At its deepest points, the Salton Sea is only about 50 feet, said Andrew Schlange, general manager of the Salton Sea Authority. The 360-square-mile body of murky, highly saline water is also receding into the desert. More water is evaporating from the sea than is flowing in from agricultural runoff. In some places the falling waterline has uncovered thermal fields studded with features like geysers and boiling mud pots spewing clouds of steam and sulfur dioxide gas that smells like rotten eggs.
The “accidental sea” was created in 1905 when the Colorado River jumped its banks during a rainy season and gushed north for months, filling an ancient salt sink. Its 35 miles long, 15 miles wide and 227 feet below sea level.
“The problem is the odor would have to have migrated 50 to 100 miles, without it being dissipated by mixing with other air. It doesn’t seem possible,” he said. “I’ve been in Southern California my whole life, and I’m not aware of any time in the past where the odor from the Salton Sea has migrated as far as people are telling us.”
Schlange said several factors could explain the far-traveling smell. In the last week, the blistering heat reduced oxygen levels in parts of the Salton Sea, causing fish to die and settle to the bottom, where they decomposed with other organic material.
Then a thunderstorm barreled through the area Sunday night, churning moisture-laden air counterclockwise and pushing it from the southeast.
Whatever its provenance, the stench made the rounds.
It is unclear why some parts of Southern California smelled the odor more than others. Reports of the smell appeared greatest across the Inland Empire as well as the San Gabriel, San Fernando and Santa Clarita valleys and Ventura County.
“We got enough public reaction that, in an abundance of caution, we sent our hazardous-material team to monitor the atmospheric conditions,” Ventura County Fire Department spokesman Bill Nash said. “They reported that all levels were normal.”
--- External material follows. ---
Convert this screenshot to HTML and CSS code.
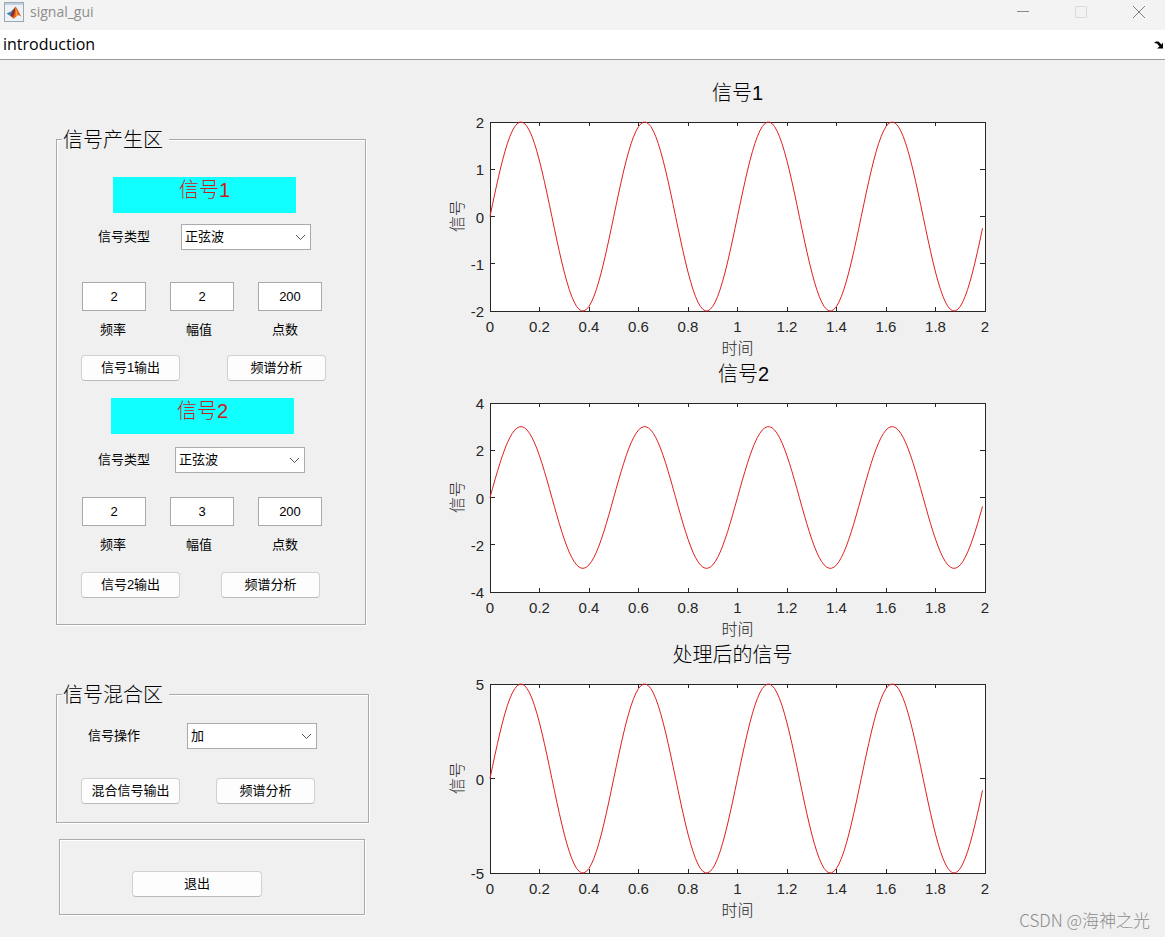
FILE: index.html
```html
<!DOCTYPE html>
<html lang="zh-CN">
<head>
<meta charset="utf-8">
<title>signal_gui</title>
<link rel="stylesheet" href="styles.css">
</head>
<body>
<header class="titlebar">
  <svg class="app-icon" viewBox="0 0 20 20" aria-hidden="true">
    <rect x="0.5" y="0.5" width="19" height="19" fill="#eef2f6" stroke="#9aa9b8"/>
    <rect x="1" y="1" width="18" height="2" fill="#c3d0de"/>
    <path d="M2.500 11.500L7 9.500L9.500 7L8.500 13L6.500 14Z" fill="#3f7fc0"/>
    <path d="M6.500 14L9 8L11.500 4.500L12.500 11L9 16Z" fill="#8c2a1c"/>
    <path d="M11.500 4.500C13.500 6 15 11 17.500 14.500L14 13L9.500 17L8.500 14.500C11 12.500 11 8 11.500 4.500Z" fill="#e0641f"/>
    <path d="M11.500 5C12.500 7 13 10 13.500 13L12 14C12 11 11.500 8 11.500 5Z" fill="#f5a53a"/>
  </svg>
  <span class="app-name">signal_gui</span>
  <div class="window-buttons">
    <button class="window-button" aria-label="最小化"><svg viewBox="0 0 14 14"><path d="M1 6.500H13" stroke="#888"/></svg></button>
    <button class="window-button" aria-label="最大化" disabled><svg viewBox="0 0 14 14"><path d="M1.500 1.500H12.500V12.500H1.500Z" stroke="#dadada"/></svg></button>
    <button class="window-button" aria-label="关闭"><svg viewBox="0 0 14 14"><path d="M1 1L13 13M13 1L1 13" stroke="#808080"/></svg></button>
  </div>
</header>
<nav class="menubar">
  <button class="menu-item">introduction</button>
  <button class="dock" aria-label="停靠"><svg viewBox="0 0 10 8"><path d="M0 2L2 0.500H4.500L7.500 3.500L9 1.500V7.500H3L5.500 5.500L3 2.500Z" fill="#000"/></svg></button>
</nav>
<main class="workspace">
  <div class="controls">
    <fieldset class="panel panel-generate">
      <legend class="panel-title">信号产生区</legend>
      <h2 class="banner">信号1</h2>
      <div class="choice">
        <label class="choice-label" for="type1">信号类型</label>
        <span class="select"><select id="type1"><option>正弦波</option></select><svg viewBox="0 0 11 7"><path d="M1 1L5.500 5.500L10 1"/></svg></span>
      </div>
      <div class="fields">
        <input id="freq1" value="2"><input id="amp1" value="2"><input id="count1" value="200">
      </div>
      <div class="captions">
        <label for="freq1">频率</label><label for="amp1">幅值</label><label for="count1">点数</label>
      </div>
      <div class="actions"><button class="push">信号1输出</button><button class="push">频谱分析</button></div>
      <h2 class="banner banner-second">信号2</h2>
      <div class="choice choice-second">
        <label class="choice-label" for="type2">信号类型</label>
        <span class="select"><select id="type2"><option>正弦波</option></select><svg viewBox="0 0 11 7"><path d="M1 1L5.500 5.500L10 1"/></svg></span>
      </div>
      <div class="fields fields-second">
        <input id="freq2" value="2"><input id="amp2" value="3"><input id="count2" value="200">
      </div>
      <div class="captions">
        <label for="freq2">频率</label><label for="amp2">幅值</label><label for="count2">点数</label>
      </div>
      <div class="actions actions-second"><button class="push">信号2输出</button><button class="push">频谱分析</button></div>
    </fieldset>
    <fieldset class="panel panel-mix">
      <legend class="panel-title">信号混合区</legend>
      <div class="choice choice-mix">
        <label class="choice-label" for="op">信号操作</label>
        <span class="select"><select id="op"><option>加</option></select><svg viewBox="0 0 11 7"><path d="M1 1L5.500 5.500L10 1"/></svg></span>
      </div>
      <div class="actions actions-mix"><button class="push">混合信号输出</button><button class="push">频谱分析</button></div>
    </fieldset>
    <section class="panel panel-exit"><button class="push push-wide">退出</button></section>
  </div>
  <div class="charts">
    <section class="chart">
      <h2 class="chart-title">信号1</h2>
      <span class="y-label">信号</span>
      <div class="y-ticks"><span>2</span><span>1</span><span>0</span><span>-1</span><span>-2</span></div>
      <svg class="plot" data-amplitude="2" data-limit="2" data-steps="4"></svg>
      <div class="x-ticks"><span>0</span><span>0.2</span><span>0.4</span><span>0.6</span><span>0.8</span><span>1</span><span>1.2</span><span>1.4</span><span>1.6</span><span>1.8</span><span>2</span></div>
      <span class="x-label">时间</span>
    </section>
    <section class="chart">
      <h2 class="chart-title chart-title-second">信号2</h2>
      <span class="y-label">信号</span>
      <div class="y-ticks"><span>4</span><span>2</span><span>0</span><span>-2</span><span>-4</span></div>
      <svg class="plot" data-amplitude="3" data-limit="4" data-steps="4"></svg>
      <div class="x-ticks"><span>0</span><span>0.2</span><span>0.4</span><span>0.6</span><span>0.8</span><span>1</span><span>1.2</span><span>1.4</span><span>1.6</span><span>1.8</span><span>2</span></div>
      <span class="x-label">时间</span>
    </section>
    <section class="chart">
      <h2 class="chart-title chart-title-mix">处理后的信号</h2>
      <span class="y-label">信号</span>
      <div class="y-ticks"><span>5</span><span>0</span><span>-5</span></div>
      <svg class="plot" data-amplitude="5" data-limit="5" data-steps="2"></svg>
      <div class="x-ticks"><span>0</span><span>0.2</span><span>0.4</span><span>0.6</span><span>0.8</span><span>1</span><span>1.2</span><span>1.4</span><span>1.6</span><span>1.8</span><span>2</span></div>
      <span class="x-label">时间</span>
    </section>
  </div>
</main>
<div class="watermark">CSDN @海神之光</div>
<script src="plots.js"></script>
</body>
</html>
```
FILE: styles.css
```css
* { box-sizing: border-box; }

body {
  position: relative;
  margin: 0;
  min-height: 100vh;
  background: #f0f0f0;
  color: #000;
  font: 13px/20px "Liberation Sans", "Noto Sans CJK SC", sans-serif;
}

button, input, select { font: inherit; color: inherit; }

.titlebar {
  display: flex;
  align-items: center;
  height: 30px;
  padding: 0 12px 6px 4px;
  background: #f3f3f3;
}
.app-icon { width: 20px; height: 20px; }
.app-name {
  margin-left: 6px;
  color: #8c8c8c;
  font: 14px/20px "Open Sans", "Noto Sans", sans-serif;
}
.window-buttons { display: flex; gap: 30px; margin-left: auto; }
.window-button { width: 28px; height: 20px; padding: 0; border: 0; background: none; }
.window-button svg { display: block; width: 14px; height: 14px; margin: 0 auto; fill: none; }

.menubar {
  display: flex;
  align-items: center;
  justify-content: space-between;
  height: 30px;
  border-bottom: 1px solid #999;
  background: #fff;
}
.menu-item {
  padding: 0 3px 2px;
  border: 0;
  background: none;
  font: 16px/26px "Open Sans", "Noto Sans", sans-serif;
}
.dock { padding: 0 1px 0 0; border: 0; background: none; }
.dock svg { display: block; width: 10px; height: 8px; }

.workspace {
  display: grid;
  grid-template-columns: 314px minmax(0, 1fr);
  gap: 80px;
  padding: 0 180px 0 56px;
}

.controls { padding-top: 65px; }
.panel {
  min-width: 0;
  margin: 0;
  padding: 0;
  border: 1px solid #aaa;
  box-shadow: 1px 1px 0 #fff, inset 1px 1px 0 #fff;
}
.panel-title {
  margin-left: 5px;
  padding: 2px 6px 0 1px;
  background: #f0f0f0;
  font-size: 20px;
  line-height: 26px;
  font-weight: 300;
}
.panel-generate { width: 310px; padding-bottom: 26px; }
.panel-mix { width: 313px; margin-top: 55px; padding-bottom: 18px; }
.panel-exit {
  width: 306px;
  margin: 16px 0 0 3px;
  padding: 31px 72px 17px;
}

.banner {
  width: 183px;
  height: 36px;
  margin: 24px 0 0 56px;
  background: #10ffff;
  color: #c8201c;
  font-size: 20px;
  line-height: 26px;
  font-weight: 300;
  text-align: center;
}
.banner-second { margin: 17px 0 0 54px; }

.choice {
  display: flex;
  align-items: center;
  gap: 31px;
  margin: 11px 0 0 41px;
}
.choice-second { gap: 25px; margin-top: 13px; }
.choice-mix { gap: 47px; margin: 15px 0 0 31px; }

.select { position: relative; display: block; width: 130px; }
.select select {
  display: block;
  width: 100%;
  height: 26px;
  padding: 0 3px;
  border: 1px solid #aaa;
  border-radius: 0;
  background: #fff;
  appearance: none;
}
.select svg {
  position: absolute;
  right: 5px;
  top: 10px;
  width: 11px;
  height: 7px;
  fill: none;
  stroke: #555;
  pointer-events: none;
}

.fields { display: flex; gap: 24px; margin: 32px 0 0 25px; }
.fields-second { margin-top: 24px; }
.fields input {
  width: 64px;
  height: 29px;
  padding: 0;
  border: 1px solid #aaa;
  background: #fff;
  text-align: center;
}
.captions { display: flex; gap: 24px; margin: 9px 0 0 25px; }
.captions label { width: 62px; text-align: center; }

.actions { display: flex; gap: 47px; margin: 15px 0 0 24px; }
.actions-second { gap: 41px; margin-top: 17px; }
.actions-mix { gap: 36px; margin-top: 29px; }
.push {
  width: 99px;
  height: 26px;
  padding: 0;
  border: 1px solid #d0d0d0;
  border-bottom-color: #bbb;
  border-radius: 4px;
  background: #fdfdfd;
  white-space: nowrap;
}
.push-wide { width: 130px; }

.charts { padding-top: 18px; }
.chart {
  display: grid;
  grid-template-columns: 16px 24px minmax(0, 1fr);
  grid-template-rows: 44px 189px 26px 22px;
  color: #262626;
}
.chart-title {
  grid-column: 3;
  margin: 0;
  color: #000;
  font-size: 20px;
  line-height: 30px;
  font-weight: 300;
  text-align: center;
}
.chart-title-second { padding-left: 12px; }
.chart-title-mix { padding-right: 10px; }
.y-label {
  align-self: center;
  font-size: 16px;
  line-height: 16px;
  font-weight: 300;
  writing-mode: vertical-rl;
  text-orientation: sideways;
  transform: rotate(180deg);
}
.y-ticks {
  display: flex;
  flex-direction: column;
  justify-content: space-between;
  padding-right: 6px;
  font-size: 15px;
  text-align: right;
}
.y-ticks span { height: 0; line-height: 2px; }
.plot {
  width: 100%;
  height: 100%;
  overflow: visible;
}
.plot-frame { fill: #fff; stroke: #262626; shape-rendering: crispEdges; }
.plot-tick { stroke: #262626; shape-rendering: crispEdges; }
.plot-curve { overflow: visible; fill: none; stroke: #e02020; }
.x-ticks {
  grid-column: 3;
  display: flex;
  justify-content: space-between;
  padding-top: 6px;
  font-size: 15px;
}
.x-ticks span { display: flex; justify-content: center; width: 0; }
.x-label {
  grid-column: 3;
  font-size: 16px;
  line-height: 24px;
  font-weight: 300;
  text-align: center;
}

.watermark {
  position: absolute;
  right: 15px;
  bottom: 5px;
  color: #8c8c8c;
  font: 300 17px/24px "Noto Sans CJK SC", sans-serif;
}
```
FILE: plots.js
```js
const NS = "http://www.w3.org/2000/svg";

function add(parent, name, attributes) {
  const node = document.createElementNS(NS, name);
  for (const [key, value] of Object.entries(attributes)) node.setAttribute(key, value);
  parent.appendChild(node);
  return node;
}

document.querySelectorAll(".plot").forEach((plot) => {
  const ratio = plot.dataset.amplitude / plot.dataset.limit;
  const steps = Number(plot.dataset.steps);
  add(plot, "rect", { class: "plot-frame", width: "100%", height: "100%" });

  for (let i = 1; i < 10; i++) {
    const x = i * 10 + "%";
    add(plot, "line", { class: "plot-tick", x1: x, x2: x, y1: "0%", y2: "2%" });
    add(plot, "line", { class: "plot-tick", x1: x, x2: x, y1: "98%", y2: "100%" });
  }
  for (let i = 1; i < steps; i++) {
    const y = (i * 100) / steps + "%";
    add(plot, "line", { class: "plot-tick", x1: "0%", x2: "1%", y1: y, y2: y });
    add(plot, "line", { class: "plot-tick", x1: "99%", x2: "100%", y1: y, y2: y });
  }

  // 200 samples of a 2 Hz sine over two seconds
  const points = [];
  for (let n = 0; n < 200; n++) {
    points.push(n + "," + (100 - 100 * ratio * Math.sin((4 * Math.PI * n) / 100)).toFixed(2));
  }
  const curve = add(plot, "svg", {
    class: "plot-curve", width: "100%", height: "100%",
    viewBox: "0 0 200 200", preserveAspectRatio: "none"
  });
  add(curve, "polyline", { points: points.join(" "), "vector-effect": "non-scaling-stroke" });
});
```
Tim Krantz, a professor of environmental studies at the University of Redlands, said that as the Salton Sea’s water level declines, the most smelly water is slowly moving from the bottom closer to the surface. He believes the strong southeasterly storm and heavy winds Sunday pulled the fresher surface layer off the sea and replaced it with the more fetid water at the bottom.
“The magnitude of the odor is a factor of how long it’s been since it was stirred up,” he said. “Apparently it’s been a while, because it was pretty rank when I got up in the morning.”
Still, some experts can’t believe the stink journeyed such long distances.
“Could it have traveled as far away as the upper reaches of the San Fernando Valley?” the AQMD’s Atwood said. “That’s just a long, long way for odor to travel.”